> _Objective_:
Return only the lines from the top of the data down to the one that holds "126,926 139,964 151,864", both included, without any pictures.

* begin *

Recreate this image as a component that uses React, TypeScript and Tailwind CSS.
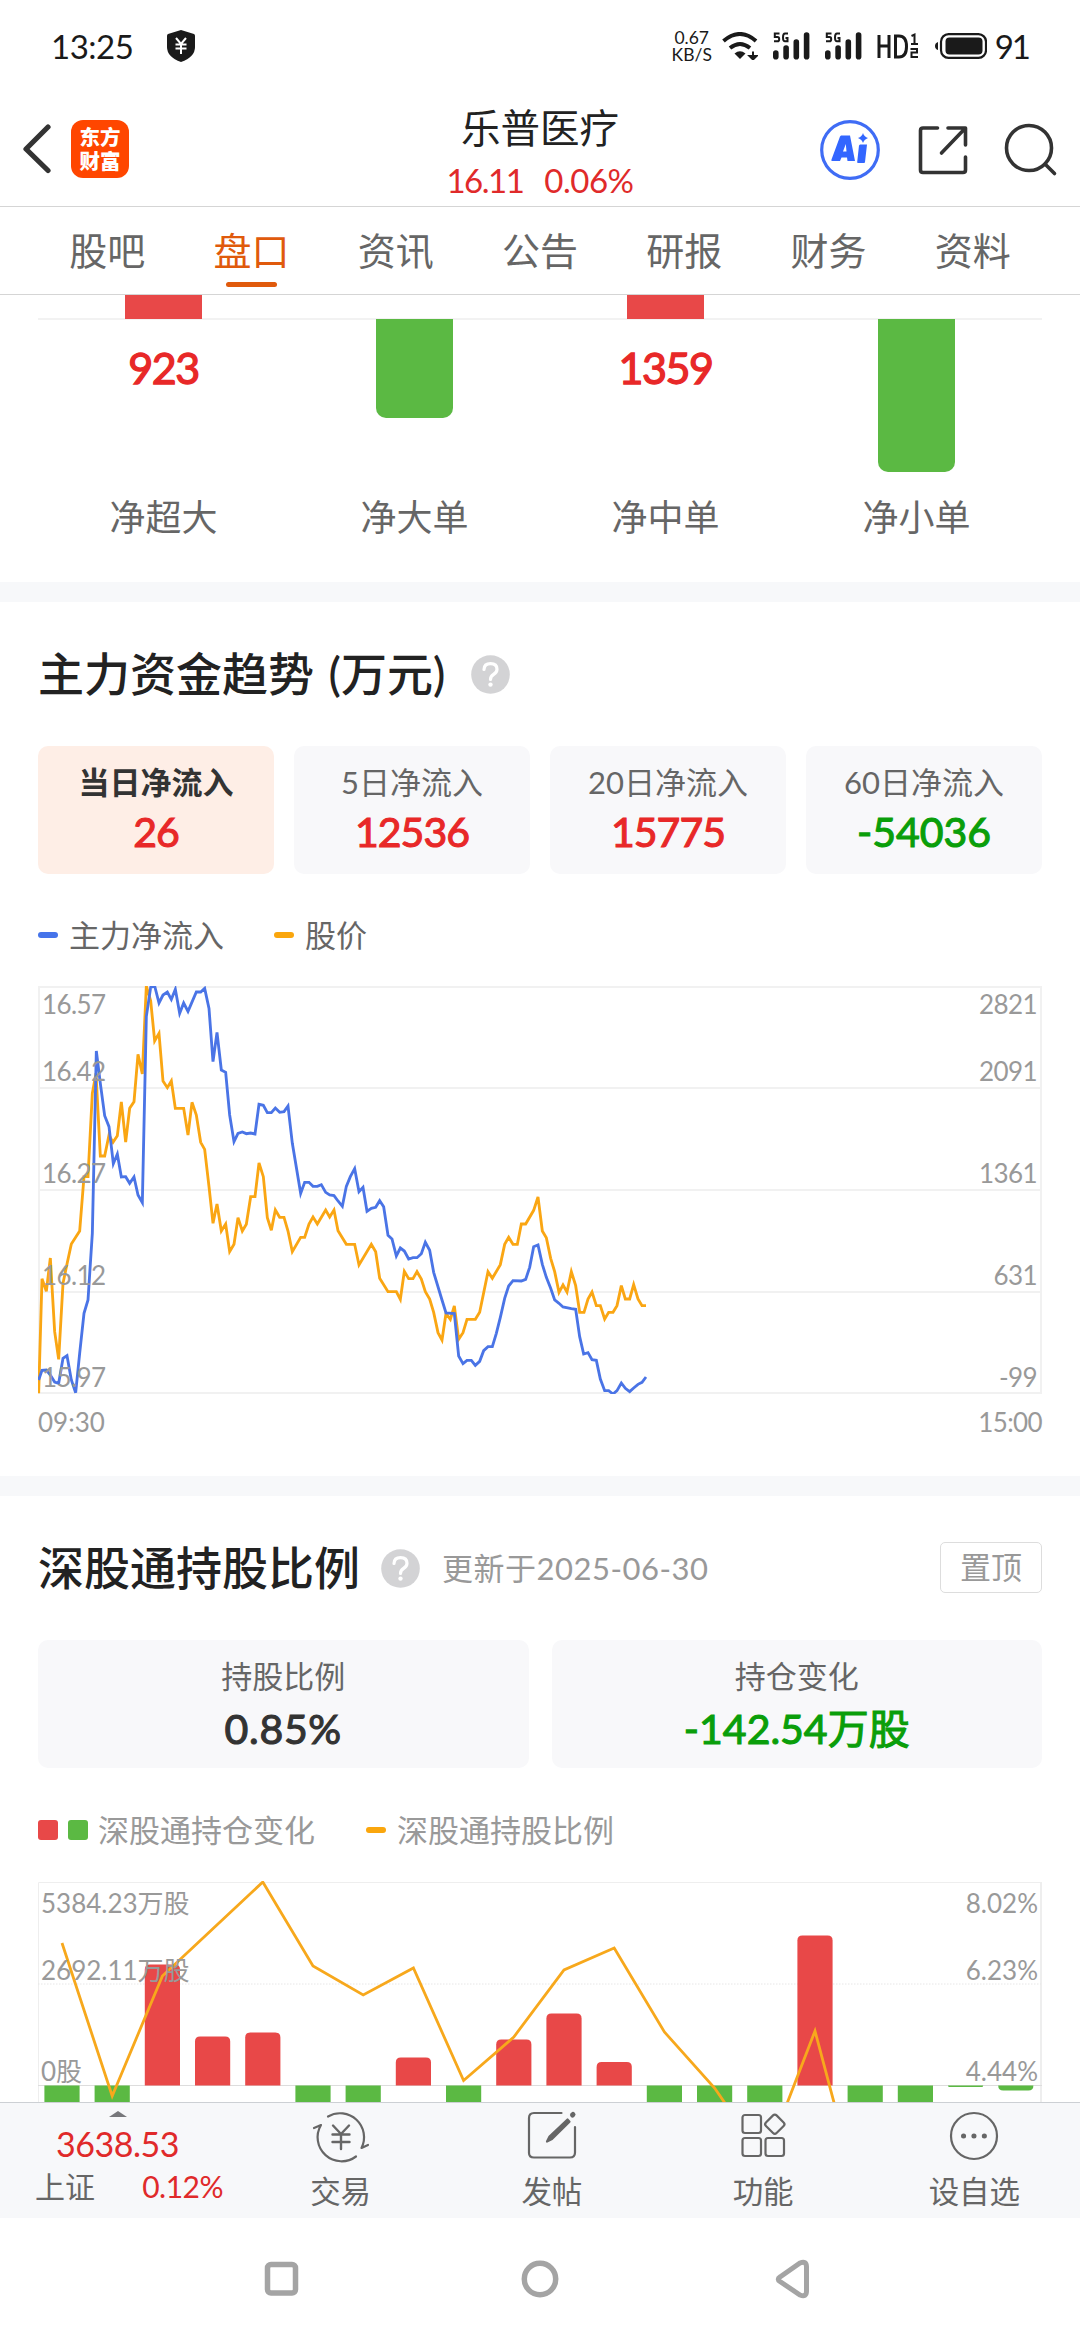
import type { ReactNode } from "react"
import clsx from "clsx"

const tabs = ["股吧", "盘口", "资讯", "公告", "研报", "财务", "资料"]

const netOrders = [
  { label: "净超大", value: "923" },
  { label: "净大单", height: 99 },
  { label: "净中单", value: "1359" },
  { label: "净小单", height: 153 },
]

const inflows = [
  { label: "当日净流入", value: "26", active: true },
  { label: "5日净流入", value: "12536" },
  { label: "20日净流入", value: "15775" },
  { label: "60日净流入", value: "-54036" },
]

const priceLine =
  "116,1270 126,926 139,964 151,864 164,1085 176,1168 189,940 201,882 214,822 227,802 239,783 252,620 264,620 277,370 288,310 301,558 314,558 327,495 339,517 352,497 364,396 377,516 389,415 402,395 414,253 427,312 439,48 452,92 464,213 477,190 489,333 502,353 514,333 526,415 551,415 564,495 576,397 589,435 602,517 614,538 627,650 639,760 651,702 664,783 677,762 689,845 702,823 714,743 727,783 739,763 752,680 765,680 777,579 790,620 802,743 814,781 826,720 839,742 852,742 864,783 877,845 902,802 914,802 927,762 939,741 952,762 977,720 989,741 1002,720 1014,782 1039,823 1064,823 1077,885 1114,823 1127,845 1139,925 1164,965 1189,965 1201,988 1213,904 1226,926 1239,926 1251,905 1264,927 1276,965 1289,987 1301,1027 1314,1088 1326,1110 1338,1030 1351,1048 1363,1008 1376,1108 1389,1088 1401,1048 1426,1048 1439,1027 1464,905 1477,925 1501,884 1514,823 1526,802 1539,823 1552,823 1564,762 1577,762 1601,721 1614,681 1627,783 1639,803 1652,865 1664,905 1677,967 1689,945 1701,966 1714,905 1727,947 1739,1027 1752,1027 1764,987 1776,966 1789,1007 1801,1007 1814,1047 1826,1027 1839,1027 1851,1007 1864,947 1876,987 1889,987 1901,944 1914,987 1926,1007 1938,1007"

const inflowLine =
  "116,1230 126,1201 139,1200 151,1215 164,1236 176,1240 189,1165 201,1157 214,1230 227,1268 239,1150 252,1030 264,990 277,790 289,243 301,340 314,437 327,470 340,581 352,552 364,621 377,620 389,640 402,621 414,675 427,698 439,140 452,52 464,48 477,99 489,75 502,66 514,88 526,58 539,130 551,99 564,124 589,66 602,66 614,55 627,115 639,275 651,187 664,300 677,307 689,435 702,515 714,490 727,486 739,491 752,489 765,492 777,403 790,406 802,428 814,428 826,414 839,427 852,425 864,408 877,520 902,670 914,637 927,637 939,649 952,649 964,644 977,667 989,675 1002,677 1014,693 1027,709 1039,649 1051,620 1064,596 1077,665 1089,652 1101,724 1114,715 1127,712 1139,692 1151,710 1164,796 1176,807 1189,858 1201,834 1213,843 1226,867 1239,863 1251,863 1264,851 1276,817 1289,841 1301,907 1326,990 1338,1029 1363,1031 1376,1158 1389,1181 1401,1171 1414,1171 1426,1186 1439,1174 1451,1142 1464,1130 1477,1130 1489,1090 1501,1042 1514,985 1526,948 1539,932 1564,933 1577,928 1589,892 1601,830 1614,825 1627,883 1639,922 1652,955 1664,990 1676,999 1689,1011 1714,1016 1727,1018 1739,1100 1751,1152 1764,1148 1776,1169 1789,1171 1801,1227 1814,1262 1826,1262 1839,1272 1851,1262 1864,1239 1876,1255 1889,1265 1901,1254 1914,1243 1926,1237 1938,1221"

const trendLabels = [
  { y: 18, left: "16.57", right: "2821" },
  { y: 85, left: "16.42", right: "2091" },
  { y: 187.5, left: "16.27", right: "1361" },
  { y: 289.5, left: "16.12", right: "631" },
  { y: 391.5, left: "15.97", right: "-99" },
]

// bar heights: positive grows up from the zero line, negative hangs below it
const holdingBars = [-60, -60, 121, 49, 53, -60, -60, 28, -60, 46, 72, 23.5, -60, -60, -60, 150, -60, -60, -1.5, -5]
const ratioLine = [62, 215, 95, 48, 1, 85, 114, 87, 199.5, 156, 89, 67, 151, 207, 280, 150, 339]

const holdingLabels = [
  { y: 22, left: "5384.23万股", right: "8.02%" },
  { y: 89, left: "2692.11万股", right: "6.23%" },
  { y: 190.5, left: "0股", right: "4.44%" },
]

function StatusBar() {
  return (
    <div className="flex h-[92px] shrink-0 items-center justify-between pl-[51px] pr-[51px] text-[#1a1a1a]">
      <div className="flex items-center gap-[34px]">
        <span className="text-[33px] leading-none tracking-[-0.500px]">13:25</span>
        <svg className="h-8 w-7" viewBox="0 0 28 32">
          <path d="M14 0 L27 4 Q28 4.500 28 6 V17 Q28 27 14 32 Q0 27 0 17 V6 Q0 4.500 1 4 Z" fill="#1a1a1a" />
          <path d="M9 8 L14 14 L19 8 M8.500 14.500 H19.500 M8.500 18.500 H19.500 M14 14 V24" stroke="#fff" strokeWidth="2" fill="none" />
        </svg>
      </div>
      <div className="flex items-center">
        <div className="flex w-[42px] flex-col items-center text-[17.500px] leading-[17px]">
          <span>0.67</span>
          <span>KB/S</span>
        </div>
        <svg className="ml-[9px] h-[28px] w-9" viewBox="0 0 36 28">
          <path d="M1.500 9 Q18 -5 34 9" stroke="#1a1a1a" strokeWidth="4" fill="none" />
          <path d="M8 16 Q18 8 28 16" stroke="#1a1a1a" strokeWidth="4" fill="none" />
          <path d="M12.500 21.500 Q18 17 23.500 21.500 L18 27 Z" fill="#1a1a1a" />
          <path d="M31 19.500 V26 M27.500 24 L31 27.500 L34.500 24 Z" stroke="#1a1a1a" strokeWidth="2" fill="#1a1a1a" />
        </svg>
        <Signal className="ml-[15px]" />
        <Signal className="ml-[15px]" />
        <svg className="ml-[15px] h-7 w-[42px]" viewBox="0 0 42 28">
          <path d="M2 3 V26 M12 3 V26 M2 14 H12 M18.500 4 V25 H22 Q29.500 25 29.500 14.500 Q29.500 4 22 4 Z" stroke="#1a1a1a" strokeWidth="3" fill="none" />
          <path d="M34.500 4 L37.500 2.500 V12.500 M34 12 H41 M33.500 17 H40 V20.500 H34.500 V25 H41" stroke="#1a1a1a" strokeWidth="2" fill="none" />
        </svg>
        <svg className="ml-[16px] h-[26px] w-[52px]" viewBox="0 0 52 26">
          <path d="M3 9 Q0 10 0 13 Q0 16 3 17 Z" fill="#1a1a1a" />
          <rect x="6" y="1.200" width="45" height="23.600" rx="7.500" stroke="#1a1a1a" strokeWidth="2.200" fill="none" />
          <rect x="10.500" y="4.500" width="37" height="17" rx="4" fill="#1a1a1a" />
        </svg>
        <span className="ml-2 text-[33px] leading-none tracking-[-2px]">91</span>
      </div>
    </div>
  )
}

function Signal({ className }: { className?: string }) {
  return (
    <svg className={clsx("h-[28px] w-[37px]", className)} viewBox="0 0 37 28">
      <path d="M6.500 1.500 H1.800 V5 H4.500 Q6.200 5 6.200 7.200 Q6.200 9.300 4.500 9.300 H1 M15 1.500 H12 Q10 1.500 10 5.500 Q10 9.300 12 9.300 H14.500 V6 H12.500" stroke="#1a1a1a" strokeWidth="2" fill="none" />
      <path d="M2.800 21 V24.700 M13.100 16 V24.700 M23.300 10 V24.700 M33.600 3 V24.700" stroke="#1a1a1a" strokeWidth="5.600" strokeLinecap="round" />
    </svg>
  )
}

function Header() {
  return (
    <header className="flex h-[115px] shrink-0 items-start border-b border-[#d5d5d5]">
      <div className="flex w-[360px] items-center pl-[22px] pt-7">
        <svg className="h-[50px] w-[30px]" viewBox="0 0 30 50">
          <path d="M26 4.500 L4 26.500 L26 48" transform="translate(0 -1.500)" stroke="#333" strokeWidth="5.200" strokeLinecap="round" strokeLinejoin="round" fill="none" />
        </svg>
        <div className="ml-[19px] flex h-[58px] w-[58px] flex-col items-center justify-center rounded-xl bg-[#ff4600] text-[20.500px] leading-[24.500px] font-black text-white">
          <span>东方</span>
          <span>财富</span>
        </div>
      </div>
      <div className="flex w-[360px] flex-col items-center pt-[11px]">
        <h1 className="text-[39.500px] leading-[50px] text-[#222]">乐普医疗</h1>
        <div className="mt-[11px] flex gap-[21px] text-[33px] leading-[32px] text-[#e02a2a]">
          <span className="tracking-[-1.500px]">16.11</span>
          <span className="tracking-[-0.500px]">0.06%</span>
        </div>
      </div>
      <div className="flex w-[360px] items-center justify-end pr-[22px] pt-7">
        <svg className="h-[60px] w-[60px]" viewBox="0 0 60 60">
          <circle cx="30" cy="30" r="28.300" stroke="#3f6cf5" strokeWidth="3.200" fill="none" />
          <path fillRule="evenodd" d="M21 15.500 H30 L35 41 H27.500 L27 37.500 H21.500 L20 41 H12 Q11 41 11.500 39.500 L20 16.500 Z M23 31.500 H26.500 L25.800 24 Z" fill="#3366ff" />
          <path d="M40 24.500 H47 L45 42 Q45 43 44 43 H38 Q37 43 37.200 42 L39 25.500 Z M43 13 Q44 16.500 48 18 Q44 19.500 43 23 Q42 19.500 38 18 Q42 16.500 43 13 Z" fill="#3366ff" />
        </svg>
        <svg className="ml-[37px] h-[52px] w-[52px]" viewBox="0 0 52 52">
          <path d="M20.500 4 H6 Q3.500 4 3.500 6.500 V46 Q3.500 48.500 6 48.500 H46 Q48.500 48.500 48.500 46 V33 M31 4 H48.500 V21 M47.500 5 L24.500 29" stroke="#333" strokeWidth="3.600" strokeLinecap="round" strokeLinejoin="round" fill="none" />
        </svg>
        <svg className="ml-[35px] h-[56px] w-[54px]" viewBox="0 0 54 56">
          <circle cx="25" cy="26" r="22.500" stroke="#333" strokeWidth="3.600" fill="none" />
          <path d="M41 42 L50.500 51.500" stroke="#333" strokeWidth="3.600" strokeLinecap="round" />
        </svg>
      </div>
    </header>
  )
}

function Tabs() {
  return (
    <nav className="flex h-[88px] shrink-0 border-b border-[#d5d5d5] px-[35px]">
      {tabs.map((tab) => (
        <div key={tab} className={clsx("flex flex-1 flex-col items-center pt-[17px] text-[38px] leading-[52px]", tab === "盘口" ? "text-[#e05a0c]" : "text-[#666]")}>
          {tab}
          {tab === "盘口" && <span className="mt-[6px] h-[5px] w-[51px] rounded-full bg-[#e05a0c]" />}
        </div>
      ))}
    </nav>
  )
}

function NetOrders() {
  return (
    <section className="grid h-[287px] shrink-0 grid-cols-4 px-[38px]">
      {netOrders.map((item) => (
        <div key={item.label} className="flex flex-col items-center">
          <div className="flex h-[25px] w-full justify-center border-b-2 border-[#f2f2f2]">
            {item.value && <div className="h-6 w-[77px] shrink-0 bg-[#e84848]" />}
          </div>
          <div className="flex h-[173px] flex-col items-center">
            {item.value ? (
              <span className="pt-[24px] text-[43px] leading-[48px] tracking-[-1.500px] text-[#e82828] [-webkit-text-stroke:1.3px_#e82828]">{item.value}</span>
            ) : (
              <div className="-mt-px w-[77px] rounded-b-[10px] bg-[#5bb943]" style={{ height: item.height }} />
            )}
          </div>
          <span className="text-[36px] leading-[48px] text-[#666]">{item.label}</span>
        </div>
      ))}
    </section>
  )
}

function Help() {
  return (
    <svg className="h-[39px] w-[39px] shrink-0" viewBox="0 0 39 39">
      <circle cx="19.500" cy="19.500" r="19.300" fill="#d3d3d5" />
      <path d="M13 14.500 Q13.200 8.700 19.500 8.700 Q26 8.700 26 14.300 Q26 17.500 22.500 19.500 Q19.500 21.300 19.500 24.500" stroke="#fff" strokeWidth="3.200" strokeLinecap="round" fill="none" />
      <circle cx="19.500" cy="29.600" r="2.200" fill="#fff" />
    </svg>
  )
}

function Stat({ label, value, active, className }: { label: string; value: string; active?: boolean; className: string }) {
  return (
    <div className={clsx("flex h-32 flex-1 flex-col items-center rounded-[10px] pt-[14px]", active ? "bg-[#feeee6]" : "bg-[#f8f8fa]")}>
      <span className={clsx("text-[31px] leading-[44px]", active ? "font-bold text-[#333]" : "text-[#666]")}>{label}</span>
      <span className={clsx("text-[41px] leading-[48px] [-webkit-text-stroke:1.1px_currentColor]", className)}>{value}</span>
    </div>
  )
}

function Dash({ className }: { className: string }) {
  return <span className={clsx("mr-[11px] h-[6px] w-5 rounded-[3px]", className)} />
}

function TrendSection() {
  return (
    <section className="h-[874px] shrink-0 px-[38px]">
      <div className="flex h-36 items-center">
        <h2 className="text-[46px] leading-none font-medium text-[#222] [word-spacing:3px]">主力资金趋势 (万元)</h2>
        <span className="ml-[26px]"><Help /></span>
      </div>
      <div className="flex gap-5">
        {inflows.map((item) => (
          <Stat
            key={item.label}
            {...item}
            className={item.value.startsWith("-") ? "mt-[4px] text-[#0a9e0a]" : "mt-[4px] tracking-[-1px] text-[#e82828]"}
          />
        ))}
      </div>
      <div className="mt-[36px] flex h-[50px] items-center text-[31px] text-[#666]">
        <Dash className="bg-[#4674ea]" />
        主力净流入
        <span className="w-[50px]" />
        <Dash className="bg-[#faa60d]" />
        股价
      </div>
      <div className="relative mt-[26px] h-[408px]">
        <svg className="absolute inset-0 h-[408px] w-[1004px]" viewBox="114 48 3012 1224">
          <path d="M117 51 H3123 V1269 H117 Z M117 354 H3123 M117 660 H3123 M117 966 H3123" stroke="#f1f1f1" strokeWidth="6" fill="none" />
          <polyline points={priceLine} stroke="#faa613" strokeWidth="8.500" fill="none" />
          <polyline points={inflowLine} stroke="#4a74e6" strokeWidth="8.500" fill="none" />
        </svg>
        <svg className="absolute inset-0 h-[408px] w-[1004px]" viewBox="0 0 1004 408" fontSize="26" letterSpacing="-0.6" fill="#999">
          {trendLabels.map((row) => (
            <g key={row.y}>
              <text x="4" y={row.y + 9.5}>{row.left}</text>
              <text x="999" y={row.y + 9.5} textAnchor="end">{row.right}</text>
            </g>
          ))}
        </svg>
      </div>
      <div className="mt-[10px] flex justify-between text-[26px] leading-[36px] text-[#999]">
        <span>09:30</span>
        <span className="tracking-[-0.600px]">15:00</span>
      </div>
    </section>
  )
}

function HoldingSection() {
  return (
    <section className="h-[606px] shrink-0 overflow-hidden px-[38px]">
      <div className="flex h-36 items-center">
        <h2 className="text-[46px] leading-none font-medium text-[#222]">深股通持股比例</h2>
        <span className="ml-[21px]"><Help /></span>
        <span className="ml-[22px] text-[31px] tracking-[0.500px] text-[#999]">更新于2025-06-30</span>
        <button className="mb-[2px] ml-auto h-[51px] w-[102px] rounded-[5px] border border-[#ddd] text-[31px] leading-[47px] text-[#999]">置顶</button>
      </div>
      <div className="flex gap-[23px]">
        <Stat label="持股比例" value="0.85%" className="mt-[7px] tracking-[0.700px] text-[#333]" />
        <Stat label="持仓变化" value="-142.54万股" className="mt-[7px] text-[#0a9e0a]" />
      </div>
      <div className="mt-[37px] flex h-[50px] items-center text-[31px] text-[#999]">
        <span className="h-5 w-5 rounded-[3px] bg-[#e84848]" />
        <span className="mx-[10px] h-5 w-5 rounded-[3px] bg-[#5bb943]" />
        深股通持仓变化
        <span className="w-[51px]" />
        <Dash className="bg-[#faa60d]" />
        深股通持股比例
      </div>
      <svg className="mt-[26px] h-[221px] w-[1004px]" viewBox="0 0 1004 221">
        <path d="M0.500 300 V1.500 H1003" stroke="#eee" fill="none" />
        <path d="M1003 1 V300" stroke="#eee" strokeWidth="2" />
        <path d="M0 103 H1003" stroke="#e6e6e6" strokeDasharray="1.500 1.500" />
        <path d="M0 204.500 H1004" stroke="#ddd" />
        {holdingBars.map((h, i) => {
          const x = 6.4 + i * 50.2
          const r = Math.min(5, Math.abs(h))
          return h > 0 ? (
            <path key={i} d={`M${x} 204.5 v${-(h - r)} q0 ${-r} ${r} ${-r} h${35.2 - 2 * r} q${r} 0 ${r} ${r} v${h - r} z`} fill="#e84848" />
          ) : (
            <path key={i} d={`M${x} 204.5 v${-h - r} q0 ${r} ${r} ${r} h${35.2 - 2 * r} q${r} 0 ${r} ${-r} v${h + r} z`} fill="#5bb943" />
          )
        })}
        <polyline points={ratioLine.map((y, i) => `${24 + i * 50.2},${y}`).join(" ")} stroke="#f7a81c" strokeWidth="2.800" fill="none" />
        <g fontSize="26" fill="#999">
          {holdingLabels.map((row) => (
            <g key={row.y}>
              <text x="3" y={row.y + 9.5}>{row.left}</text>
              <text x="1000" y={row.y + 9.5} textAnchor="end">{row.right}</text>
            </g>
          ))}
        </g>
      </svg>
    </section>
  )
}

function Action({ label, children }: { label: string; children: ReactNode }) {
  return (
    <div className="flex flex-1 flex-col items-center pt-[5px]">
      <svg className="h-[56px] w-[60px]" viewBox="0 0 60 56" stroke="#666" strokeWidth="2.200" strokeLinecap="round" strokeLinejoin="round" fill="none">
        {children}
      </svg>
      <span className="mt-[5px] text-[30.500px] leading-[44px] text-[#666]">{label}</span>
    </div>
  )
}

function BottomBar() {
  return (
    <footer className="flex h-[116px] shrink-0 border-t border-[#ccd0d4] bg-[#f7f8fa]">
      <div className="flex w-[235px] flex-col items-center pt-2">
        <svg className="h-[6px] w-[18px]" viewBox="0 0 18 6"><path d="M0 6 L9 0 L18 6 Z" fill="#77777b" /></svg>
        <span className="mt-[9px] text-[34px] leading-[36px] tracking-[-0.500px] text-[#e02a2a]">3638.53</span>
        <div className="mt-[4px] flex w-full justify-between pl-[35px] pr-[12px] text-[30px] leading-[40px]">
          <span className="text-[#666]">上证</span>
          <span className="tracking-[-0.500px] text-[#e02a2a]">0.12%</span>
        </div>
      </div>
      <Action label="交易">
        <path d="M17 8.500 A24 24 0 0 1 50.500 40 L57 37 M45 48.500 A24 24 0 0 1 10 17 L3 20" />
        <path d="M22 17.500 L30 26 L38 17.500 M21.500 26.500 H38.500 M21.500 34 H38.500 M30 26.500 V41" strokeWidth="2.400" />
      </Action>
      <Action label="发帖">
        <path d="M39.500 5 H12 Q7 5 7 10 V45 Q7 49.500 12 49.500 H48 Q53 49.500 53 44.500 V19" />
        <path d="M45.500 11.500 L47.500 13.800 L30 31 L25 33.500 L27.500 28.500 Z" fill="#666" />
        <path d="M51 6.500 L50.500 7" strokeWidth="5" />
      </Action>
      <Action label="功能">
        <rect x="9.500" y="7" width="18.500" height="18" rx="2.500" />
        <rect x="9.500" y="30" width="18.500" height="18" rx="2.500" />
        <rect x="32.500" y="30" width="18.500" height="18" rx="2.500" />
        <rect x="34.300" y="8.700" width="15" height="15" rx="2.500" transform="rotate(45 41.800 16.200)" />
      </Action>
      <Action label="设自选">
        <circle cx="30" cy="28" r="23" />
        <path d="M19.500 28 h0.100 M29.900 28 h0.100 M40.300 28 h0.100" strokeWidth="5" />
      </Action>
    </footer>
  )
}

function SystemNav() {
  return (
    <div className="flex h-[122px] items-center pl-[262px]">
      <svg className="h-10 w-10" viewBox="0 0 40 40"><rect x="5.500" y="5.500" width="28" height="28.500" rx="3.500" stroke="#a4a4a4" strokeWidth="5.500" fill="none" /></svg>
      <svg className="ml-[218px] h-10 w-10" viewBox="0 0 40 40"><circle cx="20" cy="20" r="15.700" stroke="#a4a4a4" strokeWidth="5.500" fill="none" /></svg>
      <svg className="ml-[212px] h-10 w-10" viewBox="0 0 40 40"><path d="M8 18 L28 4 Q34.500 1.500 34.500 8 V32 Q34.500 38.500 28 36 L8 22.500 Q4.500 20 8 18 Z" stroke="#a4a4a4" strokeWidth="5" fill="none" /></svg>
    </div>
  )
}

export default function App() {
  return (
    <div className="flex h-[2340px] w-[1080px] flex-col overflow-hidden bg-white font-['Lato','Noto_Sans_CJK_SC',sans-serif]">
      <StatusBar />
      <Header />
      <Tabs />
      <NetOrders />
      <div className="h-5 shrink-0 bg-[#f7f8fa]" />
      <TrendSection />
      <div className="h-5 shrink-0 bg-[#f7f8fa]" />
      <HoldingSection />
      <BottomBar />
      <SystemNav />
    </div>
  )
}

* end *

> _Task result_:
Recreate this image as a component that uses React, TypeScript and Tailwind CSS.
import type { ReactNode } from "react"
import clsx from "clsx"

const tabs = ["股吧", "盘口", "资讯", "公告", "研报", "财务", "资料"]

const netOrders = [
  { label: "净超大", value: "923" },
  { label: "净大单", height: 99 },
  { label: "净中单", value: "1359" },
  { label: "净小单", height: 153 },
]

const inflows = [
  { label: "当日净流入", value: "26", active: true },
  { label: "5日净流入", value: "12536" },
  { label: "20日净流入", value: "15775" },
  { label: "60日净流入", value: "-54036" },
]

const priceLine =
  "116,1270 126,926 139,964 151,864 164,1085 176,1168 189,940 201,882 214,822 227,802 239,783 252,620 264,620 277,370 288,310 301,558 314,558 327,495 339,517 352,497 364,396 377,516 389,415 402,395 414,253 427,312 439,48 452,92 464,213 477,190 489,333 502,353 514,333 526,415 551,415 564,495 576,397 589,435 602,517 614,538 627,650 639,760 651,702 664,783 677,762 689,845 702,823 714,743 727,783 739,763 752,680 765,680 777,579 790,620 802,743 814,781 826,720 839,742 852,742 864,783 877,845 902,802 914,802 927,762 939,741 952,762 977,720 989,741 1002,720 1014,782 1039,823 1064,823 1077,885 1114,823 1127,845 1139,925 1164,965 1189,965 1201,988 1213,904 1226,926 1239,926 1251,905 1264,927 1276,965 1289,987 1301,1027 1314,1088 1326,1110 1338,1030 1351,1048 1363,1008 1376,1108 1389,1088 1401,1048 1426,1048 1439,1027 1464,905 1477,925 1501,884 1514,823 1526,802 1539,823 1552,823 1564,762 1577,762 1601,721 1614,681 1627,783 1639,803 1652,865 1664,905 1677,967 1689,945 1701,966 1714,905 1727,947 1739,1027 1752,1027 1764,987 1776,966 1789,1007 1801,1007 1814,1047 1826,1027 1839,1027 1851,1007 1864,947 1876,987 1889,987 1901,944 1914,987 1926,1007 1938,1007"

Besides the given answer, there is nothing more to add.